Advice for parents and carers to help keep children safe from bullying, wherever it happens.

What is bullying?

Bullying is intentional behaviour that hurts someone else. It includes name calling, hitting, pushing, spreading rumours, threatening or undermining someone.

It can happen anywhere – at school, at home or online. It's usually repeated over a long period of time and can hurt a child both physically and emotionally.

Bullying can take different forms. It could include:

    • physical bullying: hitting, slapping or pushing someone
    • verbal bullying: name calling, gossiping or threatening someone
    • non-verbal abuse: hand signs or text messages
    • emotional abuse: threatening, intimidating or humiliating someone
    • exclusion: ignoring or isolating someone
    • undermining, constant criticism or spreading rumours
    • controlling or manipulative behaviour
    • making silent, hoax or abusive calls.

The following types of bullying are also hate crimes:

  • racial, sexual, transphobic or homophobic bullying
  • bullying someone because they have a disability.

What is cyberbullying?

Cyberbullying is bullying that takes place online. Unlike bullying offline, online bullying can follow the child wherever they go, via social networks, gaming and mobile phone. A person can be bullied online and offline at the same time.

Cyberbullying can include:

  • sending threatening or abusive text messages
  • creating and sharing embarrassing images or videos
  • trolling – the sending of menacing or upsetting messages on social networks, chat rooms or online games
  • excluding children from online games, activities or friendship groups
  • shaming someone online
  • setting up hate sites or groups about a particular child
  • encouraging young people to self-harm
  • voting for or against someone in an abusive poll
  • creating fake accounts, hijacking or stealing online identities to embarrass a young person or cause trouble using their name
  • sending explicit messages, also known as sexting
  • pressuring children into sending sexual images or engaging in sexual conversations.

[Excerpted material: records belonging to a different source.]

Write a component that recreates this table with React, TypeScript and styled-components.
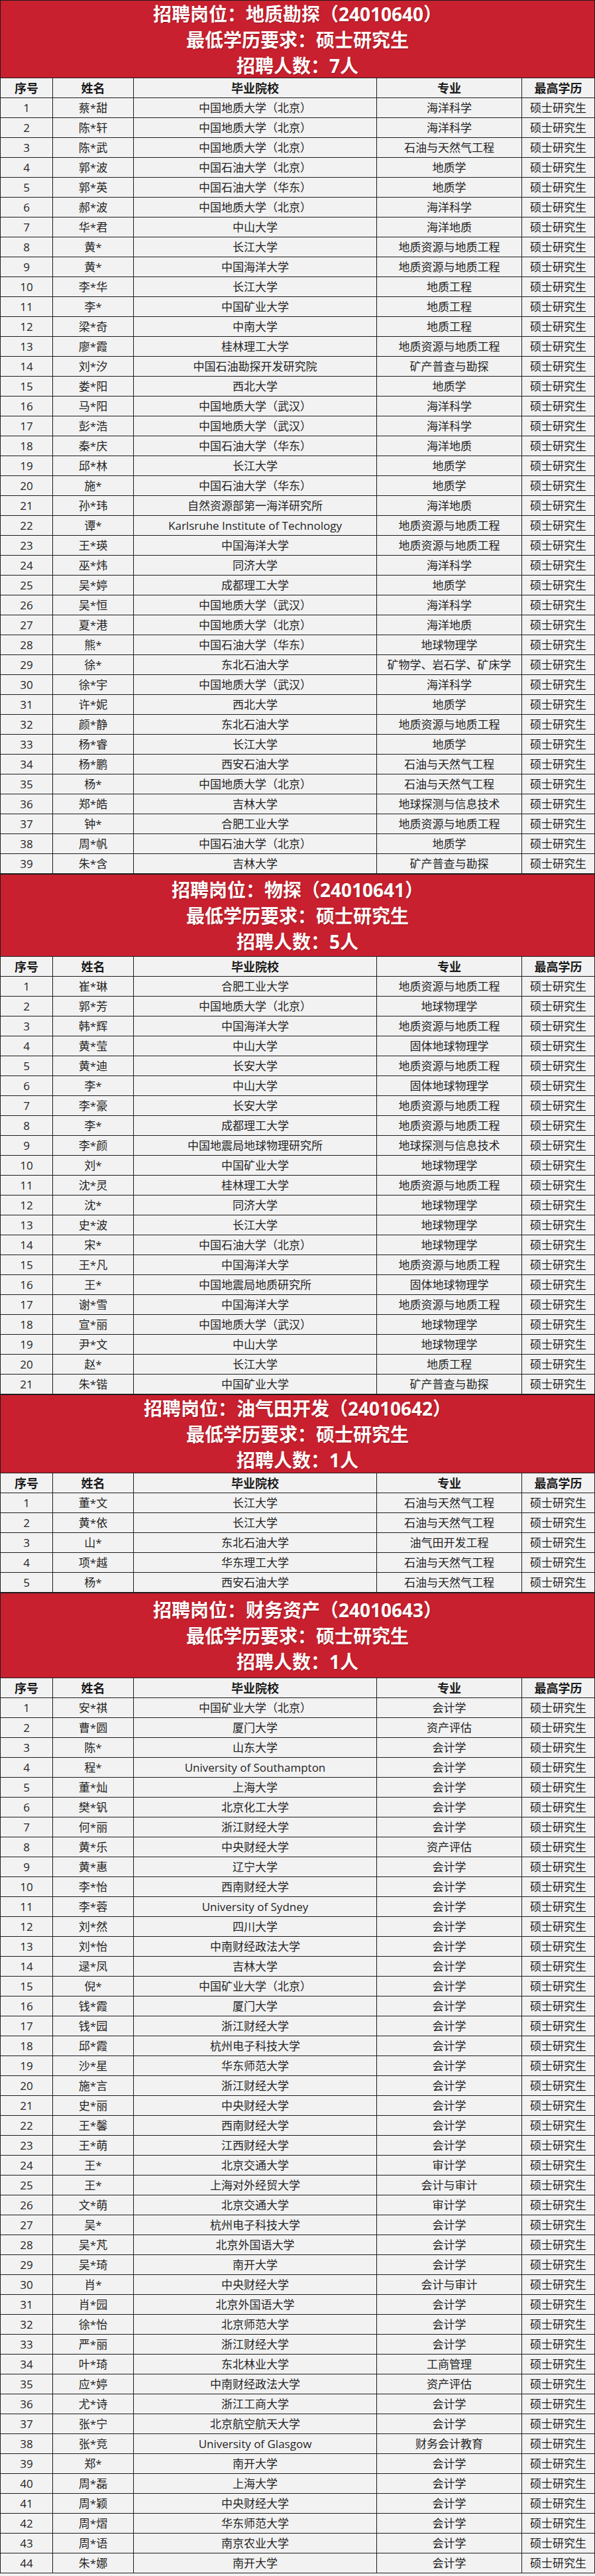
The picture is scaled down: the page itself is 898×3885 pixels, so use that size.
import React from "react";
import styled, { createGlobalStyle } from "styled-components";

const GlobalStyle = createGlobalStyle`
  html, body {
    margin: 0;
    padding: 0;
    background: #f2f2f2;
  }
  body {
    font-family: "Open Sans", "Noto Sans CJK SC", sans-serif;
    color: #222222;
  }
`;

const LINE = "#1c1c1c";

const Page = styled.main`
  width: 898px;
  display: flex;
  flex-direction: column;
`;

const Section = styled.section`
  box-sizing: border-box;
  width: 898px;
  border-top: 1px solid ${LINE};
  border-left: 1px solid ${LINE};
  border-right: 1px solid ${LINE};
`;

const Banner = styled.header<{ $h: number }>`
  height: ${(p) => p.$h}px;
  background: #c8202f;
  border-bottom: 1px solid ${LINE};
  display: flex;
  flex-direction: column;
  align-items: center;
  justify-content: center;
  color: #ffffff;
  font-weight: 700;
  font-size: 28px;
  line-height: 39px;
  padding-top: 2px;
  box-sizing: border-box;
  text-shadow: 1px 1px 1px rgba(60, 0, 0, 0.35);
`;

const BannerLine = styled.div`
  white-space: nowrap;
`;

const Row = styled.div<{ $head?: boolean }>`
  display: grid;
  grid-template-columns: 79px 122px 367px 219px 109px;
  height: 30px;
  box-sizing: border-box;
  border-bottom: 1px solid ${LINE};
  background: #f2f2f2;
  font-size: ${(p) => (p.$head ? "18px" : "17px")};
  font-weight: ${(p) => (p.$head ? 700 : 400)};
  color: ${(p) => (p.$head ? "#1a1a1a" : "#242424")};
`;

const Cell = styled.div`
  box-sizing: border-box;
  border-right: 1px solid ${LINE};
  display: flex;
  align-items: center;
  justify-content: center;
  white-space: nowrap;
  line-height: 1;
  &:last-child {
    border-right: none;
  }
`;

type Person = [string, string, string];

type Post = {
  title: string;
  code: string;
  count: number;
  height: number;
  people: Person[];
};

const BJ = "中国地质大学（北京）";
const WH = "中国地质大学（武汉）";
const SYBJ = "中国石油大学（北京）";
const SYHD = "中国石油大学（华东）";
const KYBJ = "中国矿业大学（北京）";

const posts: Post[] = [
  {
    title: "地质勘探",
    code: "24010640",
    count: 7,
    height: 117,
    people: [
      ["蔡*甜", BJ, "海洋科学"],
      ["陈*轩", BJ, "海洋科学"],
      ["陈*武", BJ, "石油与天然气工程"],
      ["郭*波", SYBJ, "地质学"],
      ["郭*英", SYHD, "地质学"],
      ["郝*波", BJ, "海洋科学"],
      ["华*君", "中山大学", "海洋地质"],
      ["黄*", "长江大学", "地质资源与地质工程"],
      ["黄*", "中国海洋大学", "地质资源与地质工程"],
      ["李*华", "长江大学", "地质工程"],
      ["李*", "中国矿业大学", "地质工程"],
      ["梁*奇", "中南大学", "地质工程"],
      ["廖*霞", "桂林理工大学", "地质资源与地质工程"],
      ["刘*汐", "中国石油勘探开发研究院", "矿产普查与勘探"],
      ["娄*阳", "西北大学", "地质学"],
      ["马*阳", WH, "海洋科学"],
      ["彭*浩", WH, "海洋科学"],
      ["秦*庆", SYHD, "海洋地质"],
      ["邱*林", "长江大学", "地质学"],
      ["施*", SYHD, "地质学"],
      ["孙*玮", "自然资源部第一海洋研究所", "海洋地质"],
      ["谭*", "Karlsruhe Institute of Technology", "地质资源与地质工程"],
      ["王*瑛", "中国海洋大学", "地质资源与地质工程"],
      ["巫*炜", "同济大学", "海洋科学"],
      ["吴*婷", "成都理工大学", "地质学"],
      ["吴*恒", WH, "海洋科学"],
      ["夏*港", BJ, "海洋地质"],
      ["熊*", SYHD, "地球物理学"],
      ["徐*", "东北石油大学", "矿物学、岩石学、矿床学"],
      ["徐*宇", WH, "海洋科学"],
      ["许*妮", "西北大学", "地质学"],
      ["颜*静", "东北石油大学", "地质资源与地质工程"],
      ["杨*睿", "长江大学", "地质学"],
      ["杨*鹏", "西安石油大学", "石油与天然气工程"],
      ["杨*", BJ, "石油与天然气工程"],
      ["郑*皓", "吉林大学", "地球探测与信息技术"],
      ["钟*", "合肥工业大学", "地质资源与地质工程"],
      ["周*帆", SYBJ, "地质学"],
      ["朱*含", "吉林大学", "矿产普查与勘探"],
    ],
  },
  {
    title: "物探",
    code: "24010641",
    count: 5,
    height: 124,
    people: [
      ["崔*琳", "合肥工业大学", "地质资源与地质工程"],
      ["郭*芳", BJ, "地球物理学"],
      ["韩*辉", "中国海洋大学", "地质资源与地质工程"],
      ["黄*莹", "中山大学", "固体地球物理学"],
      ["黄*迪", "长安大学", "地质资源与地质工程"],
      ["李*", "中山大学", "固体地球物理学"],
      ["李*豪", "长安大学", "地质资源与地质工程"],
      ["李*", "成都理工大学", "地质资源与地质工程"],
      ["李*颜", "中国地震局地球物理研究所", "地球探测与信息技术"],
      ["刘*", "中国矿业大学", "地球物理学"],
      ["沈*灵", "桂林理工大学", "地质资源与地质工程"],
      ["沈*", "同济大学", "地球物理学"],
      ["史*波", "长江大学", "地球物理学"],
      ["宋*", SYBJ, "地球物理学"],
      ["王*凡", "中国海洋大学", "地质资源与地质工程"],
      ["王*", "中国地震局地质研究所", "固体地球物理学"],
      ["谢*雪", "中国海洋大学", "地质资源与地质工程"],
      ["宣*丽", WH, "地球物理学"],
      ["尹*文", "中山大学", "地球物理学"],
      ["赵*", "长江大学", "地质工程"],
      ["朱*锴", "中国矿业大学", "矿产普查与勘探"],
    ],
  },
  {
    title: "油气田开发",
    code: "24010642",
    count: 1,
    height: 118,
    people: [
      ["董*文", "长江大学", "石油与天然气工程"],
      ["黄*依", "长江大学", "石油与天然气工程"],
      ["山*", "东北石油大学", "油气田开发工程"],
      ["项*越", "华东理工大学", "石油与天然气工程"],
      ["杨*", "西安石油大学", "石油与天然气工程"],
    ],
  },
  {
    title: "财务资产",
    code: "24010643",
    count: 1,
    height: 128,
    people: [
      ["安*祺", KYBJ, "会计学"],
      ["曹*圆", "厦门大学", "资产评估"],
      ["陈*", "山东大学", "会计学"],
      ["程*", "University of Southampton", "会计学"],
      ["董*灿", "上海大学", "会计学"],
      ["樊*钒", "北京化工大学", "会计学"],
      ["何*丽", "浙江财经大学", "会计学"],
      ["黄*乐", "中央财经大学", "资产评估"],
      ["黄*惠", "辽宁大学", "会计学"],
      ["李*怡", "西南财经大学", "会计学"],
      ["李*蓉", "University of Sydney", "会计学"],
      ["刘*然", "四川大学", "会计学"],
      ["刘*怡", "中南财经政法大学", "会计学"],
      ["逯*凤", "吉林大学", "会计学"],
      ["倪*", KYBJ, "会计学"],
      ["钱*霞", "厦门大学", "会计学"],
      ["钱*园", "浙江财经大学", "会计学"],
      ["邱*霞", "杭州电子科技大学", "会计学"],
      ["沙*星", "华东师范大学", "会计学"],
      ["施*言", "浙江财经大学", "会计学"],
      ["史*丽", "中央财经大学", "会计学"],
      ["王*馨", "西南财经大学", "会计学"],
      ["王*萌", "江西财经大学", "会计学"],
      ["王*", "北京交通大学", "审计学"],
      ["王*", "上海对外经贸大学", "会计与审计"],
      ["文*萌", "北京交通大学", "审计学"],
      ["吴*", "杭州电子科技大学", "会计学"],
      ["吴*芃", "北京外国语大学", "会计学"],
      ["吴*琦", "南开大学", "会计学"],
      ["肖*", "中央财经大学", "会计与审计"],
      ["肖*园", "北京外国语大学", "会计学"],
      ["徐*怡", "北京师范大学", "会计学"],
      ["严*丽", "浙江财经大学", "会计学"],
      ["叶*琦", "东北林业大学", "工商管理"],
      ["应*婷", "中南财经政法大学", "资产评估"],
      ["尤*诗", "浙江工商大学", "会计学"],
      ["张*宁", "北京航空航天大学", "会计学"],
      ["张*竞", "University of Glasgow", "财务会计教育"],
      ["郑*", "南开大学", "会计学"],
      ["周*磊", "上海大学", "会计学"],
      ["周*颖", "中央财经大学", "会计学"],
      ["周*熠", "华东师范大学", "会计学"],
      ["周*语", "南京农业大学", "会计学"],
      ["朱*娜", "南开大学", "会计学"],
    ],
  },
];

const HEADS = ["序号", "姓名", "毕业院校", "专业", "最高学历"];

function PostTable({ post }: { post: Post }) {
  return (
    <Section>
      <Banner $h={post.height}>
        <BannerLine>
          招聘岗位：{post.title}（{post.code}）
        </BannerLine>
        <BannerLine>最低学历要求：硕士研究生</BannerLine>
        <BannerLine>招聘人数：{post.count}人</BannerLine>
      </Banner>
      <Row $head>
        {HEADS.map((h) => (
          <Cell key={h}>{h}</Cell>
        ))}
      </Row>
      {post.people.map((p, i) => (
        <Row key={i}>
          <Cell>{i + 1}</Cell>
          <Cell>{p[0]}</Cell>
          <Cell>{p[1]}</Cell>
          <Cell>{p[2]}</Cell>
          <Cell>硕士研究生</Cell>
        </Row>
      ))}
    </Section>
  );
}

export default function App() {
  return (
    <>
      <GlobalStyle />
      <Page>
        {posts.map((p) => (
          <PostTable key={p.code} post={p} />
        ))}
      </Page>
    </>
  );
}
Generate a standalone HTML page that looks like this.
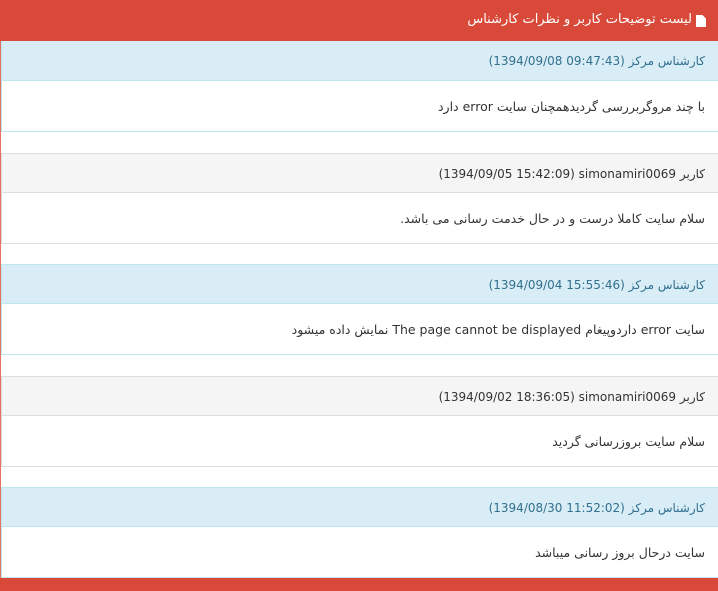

You can find out more about cyberbullying on our Online Abuse page.

Worried about a child?

Contact our Helpline by calling 0808 800 5000 or emailing [email protected].

 Find out more

Signs of bullying

No single sign will indicate for certain that your child's being bullied, but watch out for:

  • belongings getting 'lost' or damaged
  • physical injuries, such as unexplained bruises
  • being afraid to go to school, being mysteriously 'ill' each morning, or skipping school
  • a change in how they are doing at school, including a dip in grades or not handing homework in
  • asking for, or stealing, money (to give to whoever's bullying them)
  • a change in behaviour, including being nervous, losing confidence, or becoming distressed and withdrawn
  • a change in eating or sleeping habits
  • bullying others.

Effects of bullying

The effects of bullying can last into adulthood. At its worst, bullying has driven children and young people to self-harm and even suicide.

Children who are bullied:

  • may develop mental health problems like depression and anxiety
  • have fewer friendships
  • aren't accepted by their peers
  • are wary and suspicious of others
  • have problems adjusting to school, and don't do as well.

All children who are affected by bullying can suffer harm – whether they are being bullied, bully others or witness bullying. It's important all children get support if they are being bullied, or if they are displaying bullying behaviours towards others.

Who's at risk

Any child can be bullied for any reason. If a child is seen as different in some way, or seen as an easy target they can be more at risk.

This might be because of their:

  • race or ethnic background
  • gender
  • sexual orientation.

Or it could be because they:

  • appear anxious or have low self-esteem
  • lack assertiveness
  • are shy or introverted.

Popular or successful children are also bullied, sometimes because others are jealous of them. Sometimes a child's family circumstance or home life can be a reason for someone bullying them.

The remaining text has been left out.